## What the task requires
Please say how many lines of the listing hold "index", with no other words in the answer.
[START OF Dataset rows]
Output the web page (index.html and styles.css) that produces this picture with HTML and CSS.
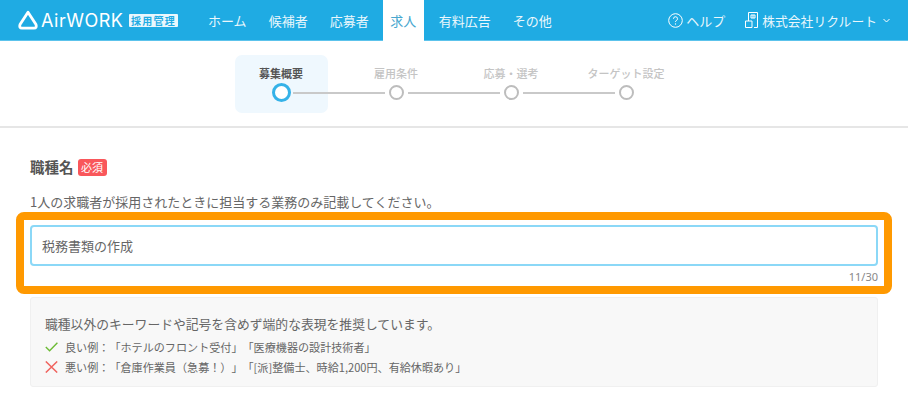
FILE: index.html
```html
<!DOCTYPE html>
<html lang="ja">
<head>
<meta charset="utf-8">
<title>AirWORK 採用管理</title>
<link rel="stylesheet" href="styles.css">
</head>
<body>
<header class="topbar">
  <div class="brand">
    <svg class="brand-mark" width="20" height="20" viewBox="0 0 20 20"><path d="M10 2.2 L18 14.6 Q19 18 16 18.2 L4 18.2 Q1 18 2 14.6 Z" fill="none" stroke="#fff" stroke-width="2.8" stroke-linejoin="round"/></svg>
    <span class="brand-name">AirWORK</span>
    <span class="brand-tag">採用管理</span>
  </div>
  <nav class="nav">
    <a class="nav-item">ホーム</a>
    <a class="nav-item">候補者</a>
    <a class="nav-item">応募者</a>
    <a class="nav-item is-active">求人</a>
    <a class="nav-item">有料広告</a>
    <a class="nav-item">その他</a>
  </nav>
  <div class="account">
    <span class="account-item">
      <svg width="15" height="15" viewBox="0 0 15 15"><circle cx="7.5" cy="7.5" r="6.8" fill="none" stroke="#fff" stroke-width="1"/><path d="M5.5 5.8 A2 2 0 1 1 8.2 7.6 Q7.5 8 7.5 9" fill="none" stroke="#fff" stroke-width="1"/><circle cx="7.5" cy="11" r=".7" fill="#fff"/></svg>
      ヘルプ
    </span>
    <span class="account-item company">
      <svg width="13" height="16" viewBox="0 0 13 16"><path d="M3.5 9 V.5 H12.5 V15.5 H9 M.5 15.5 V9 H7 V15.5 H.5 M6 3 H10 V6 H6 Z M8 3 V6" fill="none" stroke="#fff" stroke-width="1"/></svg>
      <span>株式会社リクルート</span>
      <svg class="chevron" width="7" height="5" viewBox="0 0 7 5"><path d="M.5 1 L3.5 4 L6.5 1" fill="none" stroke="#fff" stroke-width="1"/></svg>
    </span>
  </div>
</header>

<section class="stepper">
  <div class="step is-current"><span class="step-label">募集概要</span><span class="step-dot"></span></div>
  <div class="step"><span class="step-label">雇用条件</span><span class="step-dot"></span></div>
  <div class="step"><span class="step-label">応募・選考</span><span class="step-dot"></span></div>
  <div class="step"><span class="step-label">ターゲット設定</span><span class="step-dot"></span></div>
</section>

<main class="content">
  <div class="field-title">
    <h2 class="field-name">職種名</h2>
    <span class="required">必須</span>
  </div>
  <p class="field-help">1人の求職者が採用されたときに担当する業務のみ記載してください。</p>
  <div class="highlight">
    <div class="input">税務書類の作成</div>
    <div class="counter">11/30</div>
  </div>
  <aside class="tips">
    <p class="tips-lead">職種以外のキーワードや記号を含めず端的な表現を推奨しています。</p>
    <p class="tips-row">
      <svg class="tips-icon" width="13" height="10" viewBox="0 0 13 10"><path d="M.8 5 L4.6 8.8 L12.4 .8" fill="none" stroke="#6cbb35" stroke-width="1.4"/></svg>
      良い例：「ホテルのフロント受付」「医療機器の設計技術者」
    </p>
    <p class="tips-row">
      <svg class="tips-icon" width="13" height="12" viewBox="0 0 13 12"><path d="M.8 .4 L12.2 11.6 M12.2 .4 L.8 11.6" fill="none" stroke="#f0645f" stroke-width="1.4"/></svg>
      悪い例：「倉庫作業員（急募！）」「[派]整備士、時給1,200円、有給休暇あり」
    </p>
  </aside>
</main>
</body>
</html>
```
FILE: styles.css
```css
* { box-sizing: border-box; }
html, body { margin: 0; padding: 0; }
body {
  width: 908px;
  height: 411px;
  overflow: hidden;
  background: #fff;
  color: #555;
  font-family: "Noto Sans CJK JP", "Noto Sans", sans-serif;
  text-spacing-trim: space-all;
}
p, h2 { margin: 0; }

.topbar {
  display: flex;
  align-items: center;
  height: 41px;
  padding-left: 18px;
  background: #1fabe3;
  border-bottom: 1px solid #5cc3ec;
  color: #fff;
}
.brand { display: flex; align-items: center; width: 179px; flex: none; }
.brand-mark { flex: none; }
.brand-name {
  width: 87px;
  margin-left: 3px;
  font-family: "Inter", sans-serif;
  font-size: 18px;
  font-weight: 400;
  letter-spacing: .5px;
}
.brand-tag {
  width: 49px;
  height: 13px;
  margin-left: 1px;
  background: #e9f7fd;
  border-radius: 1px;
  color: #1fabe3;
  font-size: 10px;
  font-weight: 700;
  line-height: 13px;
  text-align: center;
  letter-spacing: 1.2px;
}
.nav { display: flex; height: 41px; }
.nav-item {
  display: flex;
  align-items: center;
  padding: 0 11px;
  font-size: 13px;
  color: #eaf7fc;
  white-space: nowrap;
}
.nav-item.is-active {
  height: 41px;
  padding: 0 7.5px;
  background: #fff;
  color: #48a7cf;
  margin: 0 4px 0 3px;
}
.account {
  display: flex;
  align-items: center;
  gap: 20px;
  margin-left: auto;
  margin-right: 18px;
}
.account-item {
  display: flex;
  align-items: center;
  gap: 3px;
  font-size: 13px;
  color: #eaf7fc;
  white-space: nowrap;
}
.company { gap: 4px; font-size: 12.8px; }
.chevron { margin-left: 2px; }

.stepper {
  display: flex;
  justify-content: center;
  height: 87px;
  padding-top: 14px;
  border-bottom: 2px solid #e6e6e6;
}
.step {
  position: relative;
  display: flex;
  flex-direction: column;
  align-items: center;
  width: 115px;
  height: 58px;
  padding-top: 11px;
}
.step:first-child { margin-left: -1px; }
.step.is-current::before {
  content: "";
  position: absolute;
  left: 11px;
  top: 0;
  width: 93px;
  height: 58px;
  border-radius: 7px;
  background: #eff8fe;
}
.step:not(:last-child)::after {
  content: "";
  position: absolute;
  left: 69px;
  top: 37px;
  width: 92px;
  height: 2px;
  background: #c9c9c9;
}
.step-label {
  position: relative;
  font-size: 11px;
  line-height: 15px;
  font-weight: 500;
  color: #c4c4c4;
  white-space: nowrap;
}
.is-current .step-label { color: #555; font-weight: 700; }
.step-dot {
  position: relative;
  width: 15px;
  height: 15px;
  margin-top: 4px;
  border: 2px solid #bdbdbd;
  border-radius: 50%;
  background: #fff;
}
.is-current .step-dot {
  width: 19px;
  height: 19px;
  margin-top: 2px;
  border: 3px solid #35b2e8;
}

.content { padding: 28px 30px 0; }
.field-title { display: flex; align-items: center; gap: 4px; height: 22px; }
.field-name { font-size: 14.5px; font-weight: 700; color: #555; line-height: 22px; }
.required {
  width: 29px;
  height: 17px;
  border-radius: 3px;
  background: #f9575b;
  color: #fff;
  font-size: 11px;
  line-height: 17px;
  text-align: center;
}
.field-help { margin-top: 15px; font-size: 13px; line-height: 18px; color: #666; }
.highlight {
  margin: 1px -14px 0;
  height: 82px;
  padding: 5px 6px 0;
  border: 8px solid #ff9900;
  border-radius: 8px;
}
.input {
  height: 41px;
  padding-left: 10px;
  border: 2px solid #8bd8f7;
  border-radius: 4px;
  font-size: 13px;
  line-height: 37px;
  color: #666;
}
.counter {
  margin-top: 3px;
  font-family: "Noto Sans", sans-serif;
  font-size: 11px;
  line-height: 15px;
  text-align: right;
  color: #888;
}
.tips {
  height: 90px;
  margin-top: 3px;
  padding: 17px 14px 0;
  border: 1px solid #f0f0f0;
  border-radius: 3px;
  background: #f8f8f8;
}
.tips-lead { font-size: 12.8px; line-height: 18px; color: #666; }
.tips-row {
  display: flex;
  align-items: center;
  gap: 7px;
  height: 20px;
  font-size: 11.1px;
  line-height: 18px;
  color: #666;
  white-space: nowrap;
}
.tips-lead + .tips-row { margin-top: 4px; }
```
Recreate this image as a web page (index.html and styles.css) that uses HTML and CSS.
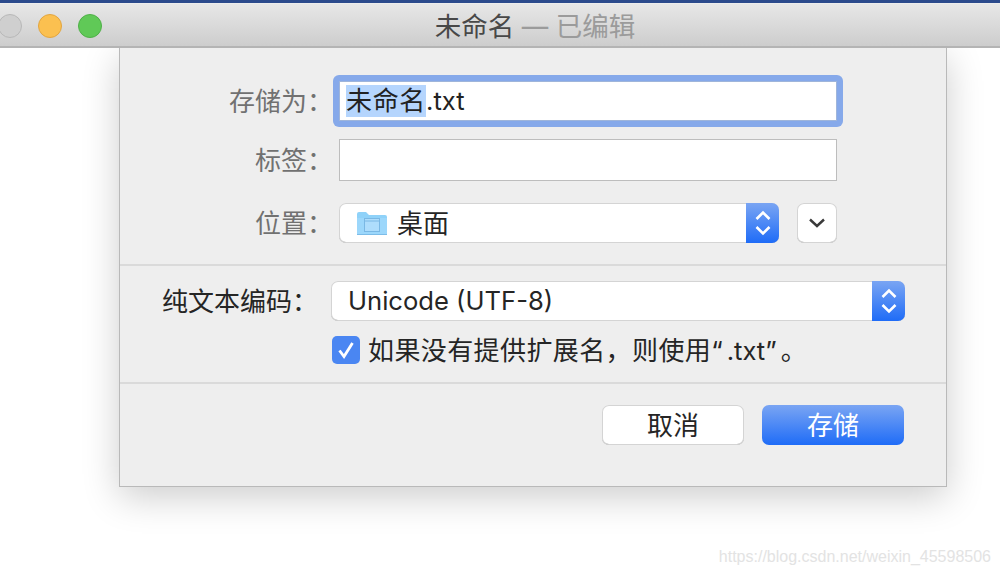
[END OF Dataset rows]
## Solution below
3